Either a person has a strong sense of his or her own identity, or doesn't. Developing and understanding one's self is actually part of growing up in general. That it can take a long time is no great discovery.
But, it is nearly absurd to write seriously about Barack Obama in this context, since the answers to any questions about his view of himself and his place in the world are contained in his books. Besides, his comfort and ease with himself is evident to anyone who has ever shaken hands with him, and it's all that really needs to be noted.
If he understands himself as Black, that's fine with me, but I don't worry about it one way or another. Has anybody ever seriously wondered whether Barack Obama needs to give a speech equivalent to the Romney or Kennedy "religion" speeches, explaining how his "Blackness" won't overly affect his decision making as President? No! Of course not. It's obvious that his agenda is transformative in a way that is clearly beyond race.
All of the issues presented in this article are seriously discussed in the US, and the confusion of one's racial identity is of concern to the expanding number of multiethnic individuals and to others in America, but these concerns are irrelevant to those who have come to terms with themselves. At that point the subject becomes an academic exercise.

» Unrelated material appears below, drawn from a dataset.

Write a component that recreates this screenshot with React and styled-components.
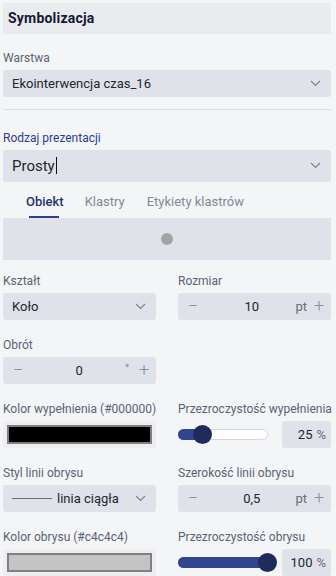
import React from "react";
import styled, { createGlobalStyle } from "styled-components";

const Global = createGlobalStyle`
  html, body { margin: 0; padding: 0; background: #f4f5f7; }
  body { font-family: Roboto, "Noto Sans", "Liberation Sans", sans-serif; }
  * { box-sizing: border-box; }
`;

const Panel = styled.div`
  width: 336px;
  height: 576px;
  overflow: hidden;
  padding: 3px 5px 0 3px;
  display: flex;
  flex-direction: column;
`;

const Header = styled.div`
  height: 31px;
  background: #e9ebee;
  display: flex;
  align-items: center;
  padding-left: 5px;
  font-weight: 700;
  font-size: 14px;
  color: #161a33;
  letter-spacing: 0.2px;
`;

const Field = styled.div`
  display: flex;
  flex-direction: column;
  gap: 4px;
  margin-top: ${(p) => p.$mt || 0}px;
`;

const Label = styled.div`
  font-size: 12px;
  line-height: 16px;
  color: ${(p) => (p.$accent ? "#2d3d8c" : "#5a6275")};
  white-space: nowrap;
`;

const SelectBox = styled.div`
  height: ${(p) => p.$h || 27}px;
  background: #dfe2e8;
  border-radius: 3px;
  display: flex;
  align-items: center;
  padding: 0 10px 0 ${(p) => p.$pl || 9}px;
  font-size: ${(p) => p.$fs || 13}px;
  color: #23262f;
`;

const SelectText = styled.span`
  flex: 1;
  display: flex;
  align-items: center;
  white-space: nowrap;
`;

const Caret = styled.span`
  display: inline-block;
  width: 1px;
  height: 17px;
  background: #111;
  margin-left: 1px;
`;

const Divider = styled.div`
  height: 1px;
  background: #dcdfe5;
  margin: 12px 0 0;
`;

const Tabs = styled.div`
  display: flex;
  padding-left: 15px;
  margin-top: 3px;
  height: 34px;
`;

const Tab = styled.div`
  padding: 0 8px;
  display: flex;
  align-items: center;
  position: relative;
  font-size: 13px;
  font-weight: ${(p) => (p.$active ? 500 : 400)};
  color: ${(p) => (p.$active ? "#26336b" : "#838896")};
  margin-right: ${(p) => p.$mr || 0}px;
  &::after {
    content: "";
    position: absolute;
    bottom: 0;
    left: 11px;
    right: 13px;
    height: 2px;
    background: ${(p) => (p.$active ? "#2d3d8c" : "transparent")};
  }
`;

const Preview = styled.div`
  height: 42px;
  background: #dfe2e8;
  display: flex;
  align-items: center;
  justify-content: center;
`;

const Dot = styled.div`
  width: 12px;
  height: 12px;
  border-radius: 50%;
  background: #a3a3a3;
`;

const Grid = styled.div`
  display: grid;
  grid-template-columns: 153px 153px;
  column-gap: 22px;
  row-gap: 17px;
  margin-top: 13px;
`;

const NumBox = styled.div`
  height: 27px;
  background: #dfe2e8;
  border-radius: 3px;
  display: flex;
  align-items: center;
  font-size: 13px;
  color: #23262f;
`;

const PM = styled.span`
  width: ${(p) => p.$w}px;
  display: flex;
  justify-content: center;
  align-items: center;
  color: #8a90a0;
  font-size: 18px;
  font-weight: 300;
  margin-top: -2px;
`;

const NumVal = styled.span`
  flex: 1;
  text-align: center;
`;

const Unit = styled.span`
  color: #676d7c;
  font-size: ${(p) => p.$fs || 13}px;
  margin-top: ${(p) => p.$mt || 0}px;
  margin-right: ${(p) => p.$mr || 0}px;
`;

const ColorWrap = styled.div`
  height: 27px;
  background: #eceef1;
  border-radius: 3px;
  padding: 4px;
  display: flex;
`;

const Swatch = styled.div`
  flex: 1;
  background: ${(p) => p.$c};
  border: 2px solid #808080;
`;

const SliderRow = styled.div`
  height: 27px;
  display: flex;
  align-items: center;
`;

const Track = styled.div`
  width: 90px;
  height: 11px;
  border-radius: 6px;
  background: #fff;
  border: 1px solid #d4d7dd;
  position: relative;
  margin-right: 14px;
`;

const Fill = styled.div`
  position: absolute;
  left: -1px;
  top: -1px;
  bottom: -1px;
  border-radius: 6px;
  background: #2f4590;
`;

const Thumb = styled.div`
  position: absolute;
  top: 50%;
  width: 19px;
  height: 19px;
  margin-left: -9.5px;
  margin-top: -9.5px;
  border-radius: 50%;
  background: #1f2b5b;
`;

const PctBox = styled.div`
  width: 49px;
  height: 27px;
  background: #dfe2e8;
  border-radius: 3px;
  display: flex;
  align-items: center;
  justify-content: flex-end;
  padding-right: 5px;
  gap: 4px;
  font-size: 13px;
  color: #23262f;
`;

const LineSample = styled.span`
  width: 40px;
  height: 1px;
  background: #6e6e6e;
  margin-right: 5px;
`;

const Chevron = () => (
  <svg width="11" height="7" viewBox="0 0 11 7">
    <path d="M1 1 L5.5 5.5 L10 1" fill="none" stroke="#7c8294" strokeWidth="1.2" />
  </svg>
);

const Select = ({ children, h, fs, pl }) => (
  <SelectBox $h={h} $fs={fs} $pl={pl}>
    <SelectText>{children}</SelectText>
    <Chevron />
  </SelectBox>
);

const Number = ({ value, unit, unitFs, unitMt, unitMr }) => (
  <NumBox>
    <PM $w={30}>−</PM>
    <NumVal>{value}</NumVal>
    <Unit $fs={unitFs} $mt={unitMt} $mr={unitMr}>{unit}</Unit>
    <PM $w={24}>+</PM>
  </NumBox>
);

const Slider = ({ pct, value }) => (
  <SliderRow>
    <Track>
      <Fill style={{ width: `calc(${pct}% + 1px)` }} />
      <Thumb style={{ left: `${pct}%` }} />
    </Track>
    <PctBox>
      <span>{value}</span>
      <Unit>%</Unit>
    </PctBox>
  </SliderRow>
);

export default function App() {
  return (
    <>
      <Global />
      <Panel>
        <Header>Symbolizacja</Header>
        <Field $mt={16}>
          <Label>Warstwa</Label>
          <Select>Ekointerwencja czas_16</Select>
        </Field>
        <Divider />
        <Field $mt={20}>
          <Label $accent>Rodzaj prezentacji</Label>
          <Select h={32} fs={15}>
            Prosty
            <Caret />
          </Select>
        </Field>
        <Tabs>
          <Tab $active $mr={5}>Obiekt</Tab>
          <Tab $mr={6}>Klastry</Tab>
          <Tab>Etykiety klastrów</Tab>
        </Tabs>
        <Preview>
          <Dot />
        </Preview>
        <Grid>
          <Field>
            <Label>Kształt</Label>
            <Select>Koło</Select>
          </Field>
          <Field>
            <Label>Rozmiar</Label>
            <Number value="10" unit="pt" />
          </Field>
          <Field>
            <Label>Obrót</Label>
            <Number value="0" unit="°" unitFs={10} unitMt={-4} unitMr={3} />
          </Field>
          <div />
          <Field>
            <Label>Kolor wypełnienia (#000000)</Label>
            <ColorWrap>
              <Swatch $c="#000000" />
            </ColorWrap>
          </Field>
          <Field>
            <Label>Przezroczystość wypełnienia</Label>
            <Slider pct={27} value="25" />
          </Field>
          <Field>
            <Label>Styl linii obrysu</Label>
            <Select>
              <LineSample />
              linia ciągła
            </Select>
          </Field>
          <Field>
            <Label>Szerokość linii obrysu</Label>
            <Number value="0,5" unit="pt" />
          </Field>
          <Field>
            <Label>Kolor obrysu (#c4c4c4)</Label>
            <ColorWrap>
              <Swatch $c="#c4c4c4" />
            </ColorWrap>
          </Field>
          <Field>
            <Label>Przezroczystość obrysu</Label>
            <Slider pct={100} value="100" />
          </Field>
        </Grid>
      </Panel>
    </>
  );
}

This is not to say that racial issues in society aren't worth studying - they surely are - but, to saddle someone like Barack Obama, who is so clearly self-aware, and so completely at ease in his skin, with the burden of all of society's racial folly is not fair to him, nor is it productive at this moment in time. As history, it may become instructive, but right now, it's beside the point.
He's trying to win the Presidency. What the voters think of him is all that counts now.